Tudjan himself is a fun and energetic presenter; English is clearly not his first language, but he's comfortable enough to present the information clearly and accurately. He does sometimes seem a little impatient, as though he'd rather just being DOING the drills instead of talking about them, which I think sometimes contributes to the shortened discussions.

I love the fact that Tudjan does not present this as the ultimate bad-ass system, or any similar nonsense. He repeatedly acknowledges that fighting is dangerous and bad, and that you probably want to avoid it if you can. Nice to hear.

What I Don't Like

As I've indicated several times, there are places where I think more in-depth discussion was warranted. Besides the "athletic vs. tactical" thing, there's the fact that Tudjan repeatedly recommends striking first in a multiple assailant situation, but doesn't discuss how one sets up that initial strike, nor the legal ramifications thereof.

I would have liked to see some advanced drills where the good guy was wearing gear, so that the bad guys could actually try and crack him.
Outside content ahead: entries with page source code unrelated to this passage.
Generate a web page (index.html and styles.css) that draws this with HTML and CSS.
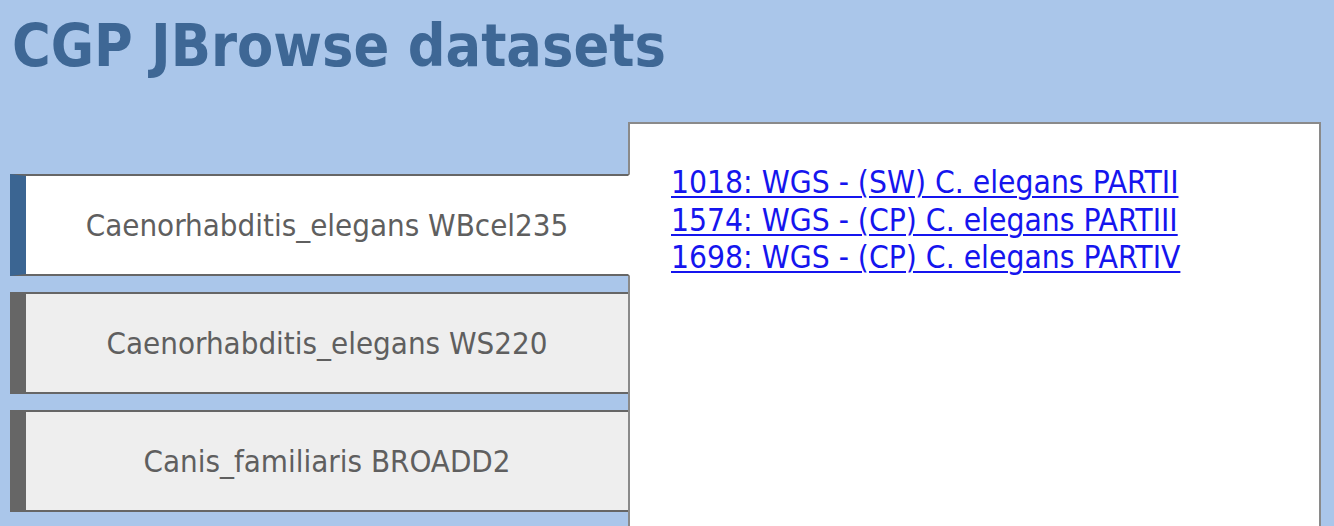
FILE: index.html
```html
<!DOCTYPE html>
<html>
<head>
<meta charset="utf-8">
<title>CGP JBrowse datasets</title>
<link rel="stylesheet" href="styles.css">
</head>
<body>
<h1 class="title">CGP JBrowse datasets</h1>
<div class="container">
  <div class="tablist">
    <div class="tab active"><span>Caenorhabditis_elegans WBcel235</span></div>
    <div class="tab"><span>Caenorhabditis_elegans WS220</span></div>
    <div class="tab"><span>Canis_familiaris BROADD2</span></div>
  </div>
  <div class="panel">
    <div class="links">
      <a href="#">1018: WGS - (SW) C. elegans PARTII</a>
      <a href="#">1574: WGS - (CP) C. elegans PARTIII</a>
      <a href="#">1698: WGS - (CP) C. elegans PARTIV</a>
    </div>
  </div>
</div>
</body>
</html>
```

FILE: styles.css
```css
html, body {
  margin: 0;
  padding: 0;
  background: #aac6ea;
  font-family: "DejaVu Sans Condensed", "DejaVu Sans", sans-serif;
  overflow: hidden;
}

.title {
  margin: 0;
  padding: 0 0 0 12px;
  height: 122px;
  box-sizing: border-box;
  padding-top: 11px;
  font-size: 58.7px;
  line-height: 70px;
  font-weight: bold;
  color: #3e6795;
}

.container {
  display: flex;
  align-items: flex-start;
  padding-left: 10px;
}

.tablist {
  display: flex;
  flex-direction: column;
  gap: 16px;
  margin-top: 52px;
  margin-right: -2px;
  width: 620px;
  flex: none;
}

.tab {
  height: 98px;
  display: flex;
  align-items: center;
  justify-content: center;
  background: #eeeeee;
  border-top: 2px solid #666666;
  border-bottom: 2px solid #666666;
  border-right: 2px solid #666666;
  border-left: 16px solid #666666;
  color: #5f5f5f;
  font-size: 31px;
}

.tab.active {
  background: #ffffff;
  border-left-color: #3b6592;
  border-right-color: #ffffff;
  position: relative;
  z-index: 1;
}

.panel {
  width: 689px;
  min-height: 402px;
  background: #ffffff;
  border: 2px solid #8a8a8a;
  flex: none;
}

.links {
  display: flex;
  flex-direction: column;
  align-items: flex-start;
  padding: 40px 0 0 41px;
}

.links a {
  color: #1515ee;
  font-size: 31.5px;
  line-height: 37.5px;
  text-decoration: underline;
  text-decoration-thickness: 2px;
  text-underline-offset: 3px;
}
```
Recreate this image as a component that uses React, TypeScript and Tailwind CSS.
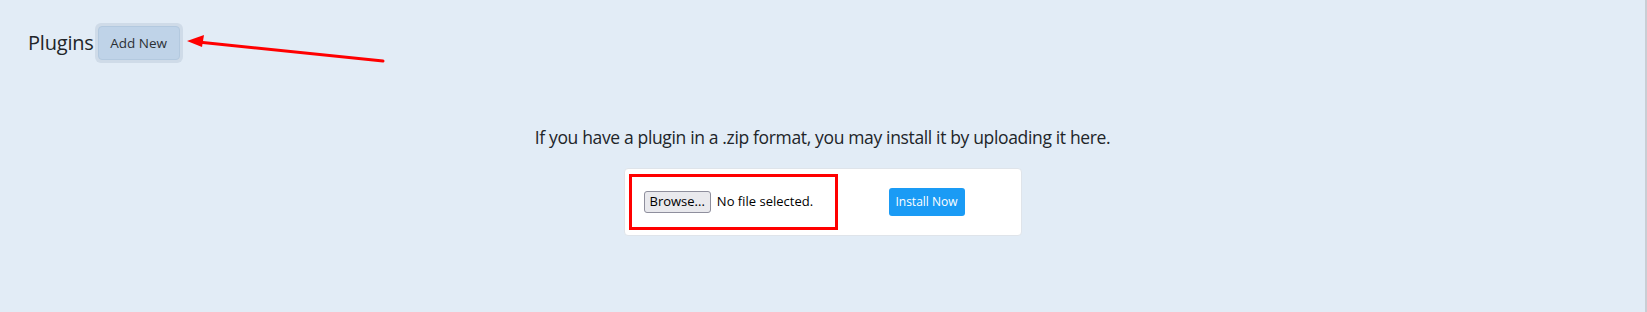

There's a lot of grabbing, and not a lot of convincing hitting on the part of the bad guys, even in the advanced stuff.

Who Is This Good For?

Combat Athletes will find very little useful here. While Tudjan rightly points out that these drills can give you a good workout, combat athletes will be better served with other drills.

Instructors who teach self-defense will get a lot of useful ideas and information out of this DVD, and will probably find it worthwhile to check out. Similarly, students of self-defense may find some new and refreshing ideas, or just new takes on old ideas.

Martial arts students or instructors may or may not find any use in this DVD, depending on how open-minded their school is to practicing this sort of thing.

In general, the DVD is worth checking out, fi you like this sort of thing. You can find it on the Paladin Press website.